AIM:
Every record must be repeated exactly, with no omission.

-- Begin SUPPLIED ENTRIES --

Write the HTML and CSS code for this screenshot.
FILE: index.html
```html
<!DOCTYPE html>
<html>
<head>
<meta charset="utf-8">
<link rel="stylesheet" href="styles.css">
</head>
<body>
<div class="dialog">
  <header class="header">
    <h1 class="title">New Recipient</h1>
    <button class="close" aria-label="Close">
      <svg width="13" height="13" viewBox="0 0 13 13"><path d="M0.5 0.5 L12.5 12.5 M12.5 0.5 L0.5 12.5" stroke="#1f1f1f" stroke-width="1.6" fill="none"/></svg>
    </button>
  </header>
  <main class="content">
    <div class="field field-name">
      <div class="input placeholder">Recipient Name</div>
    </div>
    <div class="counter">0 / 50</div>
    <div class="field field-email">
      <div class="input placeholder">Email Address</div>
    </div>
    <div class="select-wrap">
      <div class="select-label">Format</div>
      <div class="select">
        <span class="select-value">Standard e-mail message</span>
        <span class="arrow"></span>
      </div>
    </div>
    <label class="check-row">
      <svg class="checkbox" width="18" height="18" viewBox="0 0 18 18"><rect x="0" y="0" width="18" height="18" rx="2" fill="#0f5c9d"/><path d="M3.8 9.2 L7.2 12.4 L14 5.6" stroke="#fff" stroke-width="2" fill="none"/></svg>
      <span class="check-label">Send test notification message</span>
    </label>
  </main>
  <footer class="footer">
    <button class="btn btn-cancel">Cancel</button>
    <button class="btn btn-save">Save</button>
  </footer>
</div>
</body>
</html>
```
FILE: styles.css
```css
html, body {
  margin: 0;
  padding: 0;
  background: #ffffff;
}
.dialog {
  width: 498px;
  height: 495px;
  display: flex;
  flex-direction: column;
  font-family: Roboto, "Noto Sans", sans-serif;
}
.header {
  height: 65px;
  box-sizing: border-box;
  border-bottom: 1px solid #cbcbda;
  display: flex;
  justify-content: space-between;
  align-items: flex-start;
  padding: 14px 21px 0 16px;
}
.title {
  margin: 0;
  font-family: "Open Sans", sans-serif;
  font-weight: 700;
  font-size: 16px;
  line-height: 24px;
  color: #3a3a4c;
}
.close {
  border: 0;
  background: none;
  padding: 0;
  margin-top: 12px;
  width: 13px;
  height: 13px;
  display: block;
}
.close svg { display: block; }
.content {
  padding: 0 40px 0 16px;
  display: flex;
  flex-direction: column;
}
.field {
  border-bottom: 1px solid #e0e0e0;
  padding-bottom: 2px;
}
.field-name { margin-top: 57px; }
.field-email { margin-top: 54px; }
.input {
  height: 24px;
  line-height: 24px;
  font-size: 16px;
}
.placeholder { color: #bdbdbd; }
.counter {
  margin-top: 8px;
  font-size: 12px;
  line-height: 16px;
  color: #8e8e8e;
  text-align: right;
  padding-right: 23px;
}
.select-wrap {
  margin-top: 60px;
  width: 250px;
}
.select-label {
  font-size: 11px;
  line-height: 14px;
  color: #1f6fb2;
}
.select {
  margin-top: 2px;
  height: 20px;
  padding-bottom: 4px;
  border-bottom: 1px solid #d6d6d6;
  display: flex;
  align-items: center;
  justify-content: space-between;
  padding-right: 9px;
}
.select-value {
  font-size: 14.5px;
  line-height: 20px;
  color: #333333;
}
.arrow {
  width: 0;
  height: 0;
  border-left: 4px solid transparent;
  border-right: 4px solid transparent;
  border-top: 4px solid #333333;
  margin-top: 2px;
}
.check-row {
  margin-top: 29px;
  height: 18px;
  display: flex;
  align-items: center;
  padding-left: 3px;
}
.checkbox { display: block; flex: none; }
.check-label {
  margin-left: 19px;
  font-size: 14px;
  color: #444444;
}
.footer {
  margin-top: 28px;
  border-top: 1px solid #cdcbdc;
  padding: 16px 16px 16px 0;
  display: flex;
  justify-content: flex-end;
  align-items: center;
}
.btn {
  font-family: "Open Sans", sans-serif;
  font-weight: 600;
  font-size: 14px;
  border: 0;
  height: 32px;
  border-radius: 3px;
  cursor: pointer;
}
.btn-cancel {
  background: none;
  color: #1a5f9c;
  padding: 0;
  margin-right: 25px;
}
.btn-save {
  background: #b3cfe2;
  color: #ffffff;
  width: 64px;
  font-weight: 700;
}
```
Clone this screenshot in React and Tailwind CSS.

-- End SUPPLIED ENTRIES --

SOLUTION TO THE EXERCISE:
Write the HTML and CSS code for this screenshot.
FILE: index.html
```html
<!DOCTYPE html>
<html>
<head>
<meta charset="utf-8">
<link rel="stylesheet" href="styles.css">
</head>
<body>
<div class="dialog">
  <header class="header">
    <h1 class="title">New Recipient</h1>
    <button class="close" aria-label="Close">
      <svg width="13" height="13" viewBox="0 0 13 13"><path d="M0.5 0.5 L12.5 12.5 M12.5 0.5 L0.5 12.5" stroke="#1f1f1f" stroke-width="1.6" fill="none"/></svg>
    </button>
  </header>
  <main class="content">
    <div class="field field-name">
      <div class="input placeholder">Recipient Name</div>
    </div>
    <div class="counter">0 / 50</div>
    <div class="field field-email">
      <div class="input placeholder">Email Address</div>
    </div>
    <div class="select-wrap">
      <div class="select-label">Format</div>
      <div class="select">
        <span class="select-value">Standard e-mail message</span>
        <span class="arrow"></span>
      </div>
    </div>
    <label class="check-row">
      <svg class="checkbox" width="18" height="18" viewBox="0 0 18 18"><rect x="0" y="0" width="18" height="18" rx="2" fill="#0f5c9d"/><path d="M3.8 9.2 L7.2 12.4 L14 5.6" stroke="#fff" stroke-width="2" fill="none"/></svg>
      <span class="check-label">Send test notification message</span>
    </label>
  </main>
  <footer class="footer">
    <button class="btn btn-cancel">Cancel</button>
    <button class="btn btn-save">Save</button>
  </footer>
</div>
</body>
</html>
```
FILE: styles.css
```css
html, body {
  margin: 0;
  padding: 0;
  background: #ffffff;
}
.dialog {
  width: 498px;
  height: 495px;
  display: flex;
  flex-direction: column;
  font-family: Roboto, "Noto Sans", sans-serif;
}
.header {
  height: 65px;
  box-sizing: border-box;
  border-bottom: 1px solid #cbcbda;
  display: flex;
  justify-content: space-between;
  align-items: flex-start;
  padding: 14px 21px 0 16px;
}
.title {
  margin: 0;
  font-family: "Open Sans", sans-serif;
  font-weight: 700;
  font-size: 16px;
  line-height: 24px;
  color: #3a3a4c;
}
.close {
  border: 0;
  background: none;
  padding: 0;
  margin-top: 12px;
  width: 13px;
  height: 13px;
  display: block;
}
.close svg { display: block; }
.content {
  padding: 0 40px 0 16px;
  display: flex;
  flex-direction: column;
}
.field {
  border-bottom: 1px solid #e0e0e0;
  padding-bottom: 2px;
}
.field-name { margin-top: 57px; }
.field-email { margin-top: 54px; }
.input {
  height: 24px;
  line-height: 24px;
  font-size: 16px;
}
.placeholder { color: #bdbdbd; }
.counter {
  margin-top: 8px;
  font-size: 12px;
  line-height: 16px;
  color: #8e8e8e;
  text-align: right;
  padding-right: 23px;
}
.select-wrap {
  margin-top: 60px;
  width: 250px;
}
.select-label {
  font-size: 11px;
  line-height: 14px;
  color: #1f6fb2;
}
.select {
  margin-top: 2px;
  height: 20px;
  padding-bottom: 4px;
  border-bottom: 1px solid #d6d6d6;
  display: flex;
  align-items: center;
  justify-content: space-between;
  padding-right: 9px;
}
.select-value {
  font-size: 14.5px;
  line-height: 20px;
  color: #333333;
}
.arrow {
  width: 0;
  height: 0;
  border-left: 4px solid transparent;
  border-right: 4px solid transparent;
  border-top: 4px solid #333333;
  margin-top: 2px;
}
.check-row {
  margin-top: 29px;
  height: 18px;
  display: flex;
  align-items: center;
  padding-left: 3px;
}
.checkbox { display: block; flex: none; }
.check-label {
  margin-left: 19px;
  font-size: 14px;
  color: #444444;
}
.footer {
  margin-top: 28px;
  border-top: 1px solid #cdcbdc;
  padding: 16px 16px 16px 0;
  display: flex;
  justify-content: flex-end;
  align-items: center;
}
.btn {
  font-family: "Open Sans", sans-serif;
  font-weight: 600;
  font-size: 14px;
  border: 0;
  height: 32px;
  border-radius: 3px;
  cursor: pointer;
}
.btn-cancel {
  background: none;
  color: #1a5f9c;
  padding: 0;
  margin-right: 25px;
}
.btn-save {
  background: #b3cfe2;
  color: #ffffff;
  width: 64px;
  font-weight: 700;
}
```
Clone this screenshot in React and Tailwind CSS.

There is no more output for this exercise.